What is reverse mortgage counseling? | return to top

  • Reverse mortgage counseling is required by FHA and is done by a certified credit counseling agency that has understood and passed a rigorous national exam administered by AARP.
  • These counselors use loan analysis and comparison software to give you an unbiased and comprehensive advice as well as share with you the other alternatives to a reverse mortgage such as selling or downsizing or moving into an apartment or with family members.

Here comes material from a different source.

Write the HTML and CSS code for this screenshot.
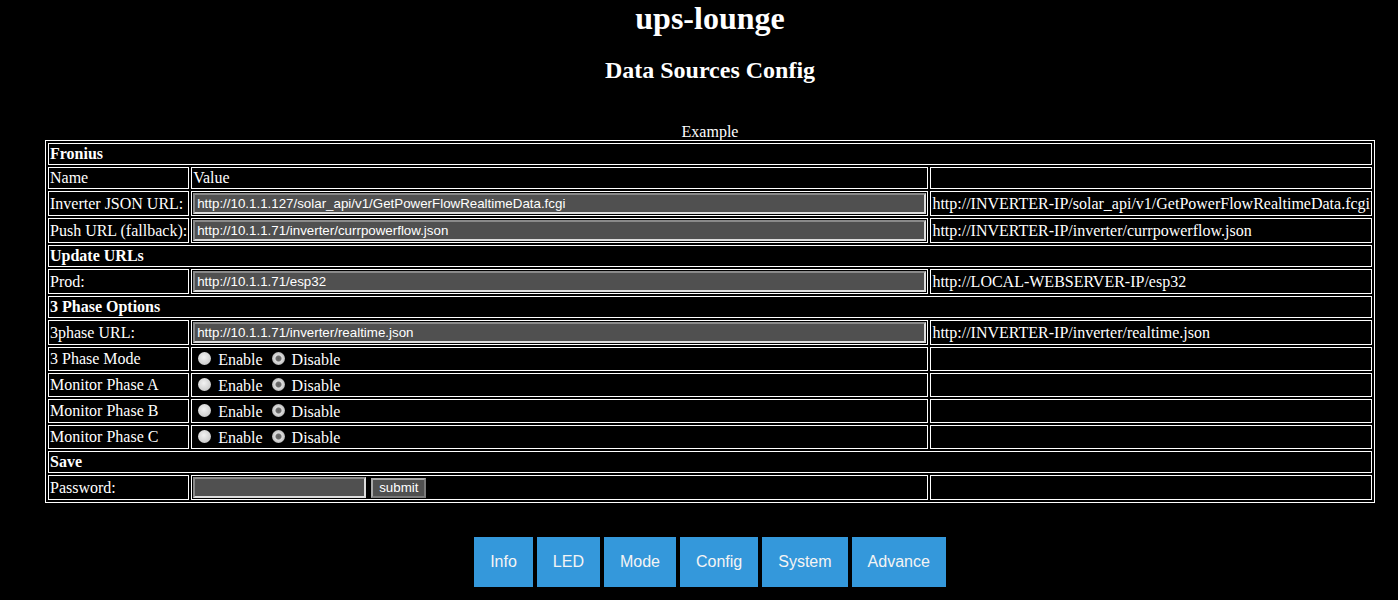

What is the truth about allegations of "deception" or "bad press" regarding reverse mortgages and annuities? | return to top

  • Some unscrupulous reverse mortgage agents are securing reverse mortgages for their clients with the hope that the large lump sum of money made available by the reverse mortgage be put into annuities for higher commission capabilities, kind of a double whammy.
  • They get the sale of the reverse mortgage and then also get the sale of the annuity, all the while keeping you from accessing the cash you were short on to begin with.
  • Not all annuity sales are bad and in some circumstances, a reverse mortgage would be an acceptable tool for delivering cash for the annuity purchase.
  • Wealth One, Inc., the National Reverse Mortgage Lenders Association and HUD have all made their views public that the 2 do not make acceptable partners without serious professional advice and warnings.